Exercise instructions >> Leave out the pictures and copy everything else below exactly.

Excerpted records >>

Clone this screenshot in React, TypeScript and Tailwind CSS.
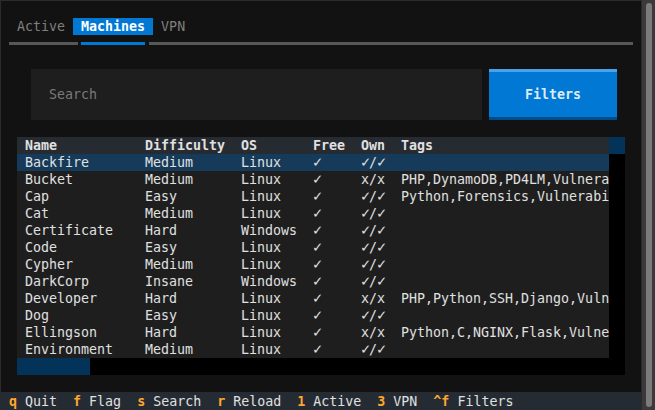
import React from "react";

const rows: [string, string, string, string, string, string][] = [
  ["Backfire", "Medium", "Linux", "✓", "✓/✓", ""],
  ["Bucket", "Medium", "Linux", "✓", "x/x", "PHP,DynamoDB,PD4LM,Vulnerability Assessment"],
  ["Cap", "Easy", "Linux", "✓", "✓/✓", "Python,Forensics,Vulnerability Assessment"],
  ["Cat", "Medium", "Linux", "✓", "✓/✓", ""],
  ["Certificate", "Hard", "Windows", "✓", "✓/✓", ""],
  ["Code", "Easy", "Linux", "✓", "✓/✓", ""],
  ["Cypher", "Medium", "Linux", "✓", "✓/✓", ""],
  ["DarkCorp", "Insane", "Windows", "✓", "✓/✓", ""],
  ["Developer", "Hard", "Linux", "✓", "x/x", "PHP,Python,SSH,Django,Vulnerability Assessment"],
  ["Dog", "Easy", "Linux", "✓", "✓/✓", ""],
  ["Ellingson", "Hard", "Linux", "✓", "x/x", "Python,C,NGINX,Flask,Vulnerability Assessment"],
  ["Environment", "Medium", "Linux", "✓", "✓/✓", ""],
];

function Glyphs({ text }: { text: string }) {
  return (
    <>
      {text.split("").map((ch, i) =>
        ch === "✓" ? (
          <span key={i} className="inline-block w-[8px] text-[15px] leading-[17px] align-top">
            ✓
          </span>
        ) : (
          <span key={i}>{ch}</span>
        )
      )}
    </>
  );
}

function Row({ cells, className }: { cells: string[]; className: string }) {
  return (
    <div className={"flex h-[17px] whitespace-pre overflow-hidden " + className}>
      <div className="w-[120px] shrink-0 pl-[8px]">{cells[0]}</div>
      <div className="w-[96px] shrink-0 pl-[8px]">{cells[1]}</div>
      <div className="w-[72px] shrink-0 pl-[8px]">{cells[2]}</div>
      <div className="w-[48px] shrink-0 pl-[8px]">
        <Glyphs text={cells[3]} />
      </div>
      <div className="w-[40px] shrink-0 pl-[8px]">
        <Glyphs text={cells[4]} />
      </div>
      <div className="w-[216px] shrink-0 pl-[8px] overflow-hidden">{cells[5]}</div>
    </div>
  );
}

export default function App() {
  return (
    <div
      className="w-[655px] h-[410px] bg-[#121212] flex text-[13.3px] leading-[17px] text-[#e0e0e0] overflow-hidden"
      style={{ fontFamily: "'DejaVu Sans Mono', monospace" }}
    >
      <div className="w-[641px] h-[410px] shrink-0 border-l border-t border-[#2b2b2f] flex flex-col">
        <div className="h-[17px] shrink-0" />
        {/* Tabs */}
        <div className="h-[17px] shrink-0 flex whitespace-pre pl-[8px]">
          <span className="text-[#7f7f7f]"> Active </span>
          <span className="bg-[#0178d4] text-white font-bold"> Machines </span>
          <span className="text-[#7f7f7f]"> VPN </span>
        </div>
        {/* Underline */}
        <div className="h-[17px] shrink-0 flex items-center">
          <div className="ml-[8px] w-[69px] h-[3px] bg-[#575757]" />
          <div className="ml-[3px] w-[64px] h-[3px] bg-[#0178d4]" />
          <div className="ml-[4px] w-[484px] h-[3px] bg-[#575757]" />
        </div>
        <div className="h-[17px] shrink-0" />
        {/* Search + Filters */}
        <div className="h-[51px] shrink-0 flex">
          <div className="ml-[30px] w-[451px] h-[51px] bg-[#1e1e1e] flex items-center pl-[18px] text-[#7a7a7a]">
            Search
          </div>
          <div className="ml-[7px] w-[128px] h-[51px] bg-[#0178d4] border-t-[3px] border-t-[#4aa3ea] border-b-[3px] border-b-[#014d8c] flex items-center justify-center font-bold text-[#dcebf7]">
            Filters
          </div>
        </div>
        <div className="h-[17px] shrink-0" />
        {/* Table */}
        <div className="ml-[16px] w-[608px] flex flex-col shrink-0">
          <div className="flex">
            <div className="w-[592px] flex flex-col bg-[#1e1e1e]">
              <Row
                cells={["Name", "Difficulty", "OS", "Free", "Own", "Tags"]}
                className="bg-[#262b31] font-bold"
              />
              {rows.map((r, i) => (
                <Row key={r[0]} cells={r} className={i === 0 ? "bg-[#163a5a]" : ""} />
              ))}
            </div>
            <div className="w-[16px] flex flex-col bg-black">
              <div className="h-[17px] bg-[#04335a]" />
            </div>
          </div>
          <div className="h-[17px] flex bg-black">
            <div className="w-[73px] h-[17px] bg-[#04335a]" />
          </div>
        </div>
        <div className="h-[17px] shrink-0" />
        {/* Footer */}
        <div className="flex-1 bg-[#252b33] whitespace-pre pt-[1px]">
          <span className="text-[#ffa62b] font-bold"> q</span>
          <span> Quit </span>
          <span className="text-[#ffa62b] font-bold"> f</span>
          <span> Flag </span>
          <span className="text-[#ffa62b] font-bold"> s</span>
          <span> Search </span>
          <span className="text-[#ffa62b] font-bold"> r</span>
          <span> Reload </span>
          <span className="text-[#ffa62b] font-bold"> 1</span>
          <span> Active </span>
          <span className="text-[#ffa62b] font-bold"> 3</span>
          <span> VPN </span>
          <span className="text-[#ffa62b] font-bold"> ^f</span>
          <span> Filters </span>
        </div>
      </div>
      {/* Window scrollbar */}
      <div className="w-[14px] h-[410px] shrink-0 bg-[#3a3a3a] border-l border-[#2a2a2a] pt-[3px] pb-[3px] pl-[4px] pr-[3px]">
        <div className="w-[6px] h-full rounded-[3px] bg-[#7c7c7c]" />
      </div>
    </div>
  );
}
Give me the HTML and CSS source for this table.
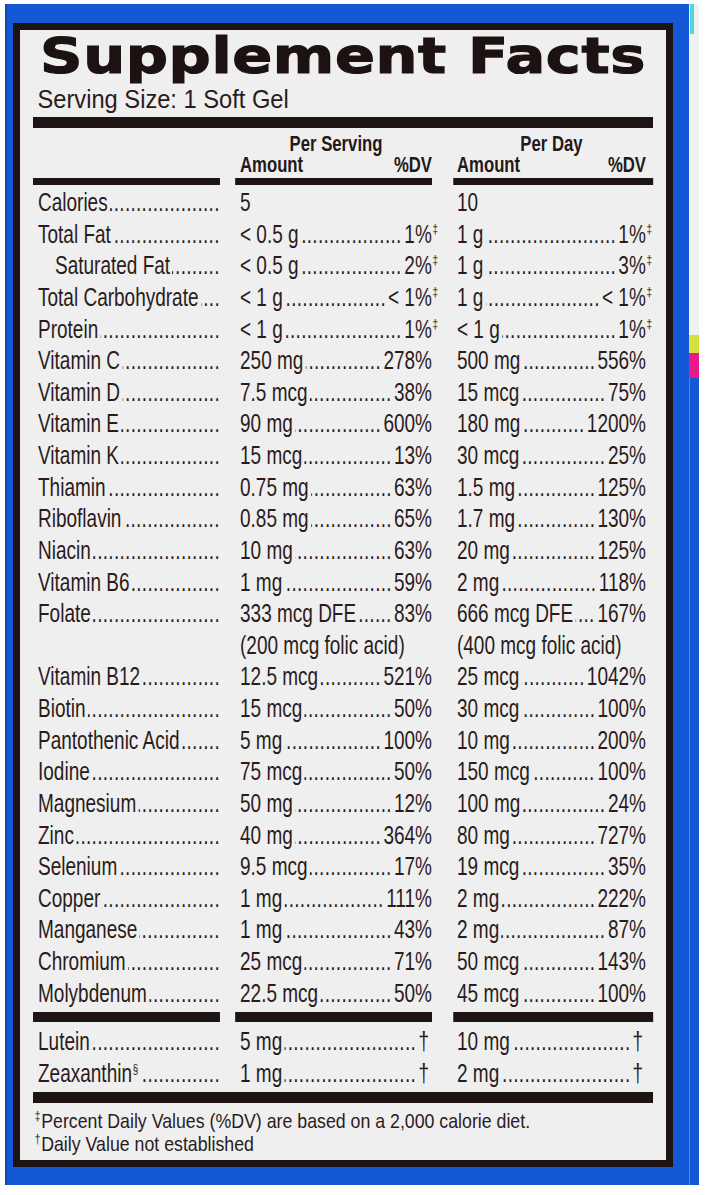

Exercise answer >>
Clone this screenshot in React, TypeScript and Tailwind CSS.
import React from "react";

const rows: [string, string, string, string, string, string][] = [
  ["Backfire", "Medium", "Linux", "✓", "✓/✓", ""],
  ["Bucket", "Medium", "Linux", "✓", "x/x", "PHP,DynamoDB,PD4LM,Vulnerability Assessment"],
  ["Cap", "Easy", "Linux", "✓", "✓/✓", "Python,Forensics,Vulnerability Assessment"],
  ["Cat", "Medium", "Linux", "✓", "✓/✓", ""],
  ["Certificate", "Hard", "Windows", "✓", "✓/✓", ""],
  ["Code", "Easy", "Linux", "✓", "✓/✓", ""],
  ["Cypher", "Medium", "Linux", "✓", "✓/✓", ""],
  ["DarkCorp", "Insane", "Windows", "✓", "✓/✓", ""],
  ["Developer", "Hard", "Linux", "✓", "x/x", "PHP,Python,SSH,Django,Vulnerability Assessment"],
  ["Dog", "Easy", "Linux", "✓", "✓/✓", ""],
  ["Ellingson", "Hard", "Linux", "✓", "x/x", "Python,C,NGINX,Flask,Vulnerability Assessment"],
  ["Environment", "Medium", "Linux", "✓", "✓/✓", ""],
];

function Glyphs({ text }: { text: string }) {
  return (
    <>
      {text.split("").map((ch, i) =>
        ch === "✓" ? (
          <span key={i} className="inline-block w-[8px] text-[15px] leading-[17px] align-top">
            ✓
          </span>
        ) : (
          <span key={i}>{ch}</span>
        )
      )}
    </>
  );
}

function Row({ cells, className }: { cells: string[]; className: string }) {
  return (
    <div className={"flex h-[17px] whitespace-pre overflow-hidden " + className}>
      <div className="w-[120px] shrink-0 pl-[8px]">{cells[0]}</div>
      <div className="w-[96px] shrink-0 pl-[8px]">{cells[1]}</div>
      <div className="w-[72px] shrink-0 pl-[8px]">{cells[2]}</div>
      <div className="w-[48px] shrink-0 pl-[8px]">
        <Glyphs text={cells[3]} />
      </div>
      <div className="w-[40px] shrink-0 pl-[8px]">
        <Glyphs text={cells[4]} />
      </div>
      <div className="w-[216px] shrink-0 pl-[8px] overflow-hidden">{cells[5]}</div>
    </div>
  );
}

export default function App() {
  return (
    <div
      className="w-[655px] h-[410px] bg-[#121212] flex text-[13.3px] leading-[17px] text-[#e0e0e0] overflow-hidden"
      style={{ fontFamily: "'DejaVu Sans Mono', monospace" }}
    >
      <div className="w-[641px] h-[410px] shrink-0 border-l border-t border-[#2b2b2f] flex flex-col">
        <div className="h-[17px] shrink-0" />
        {/* Tabs */}
        <div className="h-[17px] shrink-0 flex whitespace-pre pl-[8px]">
          <span className="text-[#7f7f7f]"> Active </span>
          <span className="bg-[#0178d4] text-white font-bold"> Machines </span>
          <span className="text-[#7f7f7f]"> VPN </span>
        </div>
        {/* Underline */}
        <div className="h-[17px] shrink-0 flex items-center">
          <div className="ml-[8px] w-[69px] h-[3px] bg-[#575757]" />
          <div className="ml-[3px] w-[64px] h-[3px] bg-[#0178d4]" />
          <div className="ml-[4px] w-[484px] h-[3px] bg-[#575757]" />
        </div>
        <div className="h-[17px] shrink-0" />
        {/* Search + Filters */}
        <div className="h-[51px] shrink-0 flex">
          <div className="ml-[30px] w-[451px] h-[51px] bg-[#1e1e1e] flex items-center pl-[18px] text-[#7a7a7a]">
            Search
          </div>
          <div className="ml-[7px] w-[128px] h-[51px] bg-[#0178d4] border-t-[3px] border-t-[#4aa3ea] border-b-[3px] border-b-[#014d8c] flex items-center justify-center font-bold text-[#dcebf7]">
            Filters
          </div>
        </div>
        <div className="h-[17px] shrink-0" />
        {/* Table */}
        <div className="ml-[16px] w-[608px] flex flex-col shrink-0">
          <div className="flex">
            <div className="w-[592px] flex flex-col bg-[#1e1e1e]">
              <Row
                cells={["Name", "Difficulty", "OS", "Free", "Own", "Tags"]}
                className="bg-[#262b31] font-bold"
              />
              {rows.map((r, i) => (
                <Row key={r[0]} cells={r} className={i === 0 ? "bg-[#163a5a]" : ""} />
              ))}
            </div>
            <div className="w-[16px] flex flex-col bg-black">
              <div className="h-[17px] bg-[#04335a]" />
            </div>
          </div>
          <div className="h-[17px] flex bg-black">
            <div className="w-[73px] h-[17px] bg-[#04335a]" />
          </div>
        </div>
        <div className="h-[17px] shrink-0" />
        {/* Footer */}
        <div className="flex-1 bg-[#252b33] whitespace-pre pt-[1px]">
          <span className="text-[#ffa62b] font-bold"> q</span>
          <span> Quit </span>
          <span className="text-[#ffa62b] font-bold"> f</span>
          <span> Flag </span>
          <span className="text-[#ffa62b] font-bold"> s</span>
          <span> Search </span>
          <span className="text-[#ffa62b] font-bold"> r</span>
          <span> Reload </span>
          <span className="text-[#ffa62b] font-bold"> 1</span>
          <span> Active </span>
          <span className="text-[#ffa62b] font-bold"> 3</span>
          <span> VPN </span>
          <span className="text-[#ffa62b] font-bold"> ^f</span>
          <span> Filters </span>
        </div>
      </div>
      {/* Window scrollbar */}
      <div className="w-[14px] h-[410px] shrink-0 bg-[#3a3a3a] border-l border-[#2a2a2a] pt-[3px] pb-[3px] pl-[4px] pr-[3px]">
        <div className="w-[6px] h-full rounded-[3px] bg-[#7c7c7c]" />
      </div>
    </div>
  );
}
Give me the HTML and CSS source for this table.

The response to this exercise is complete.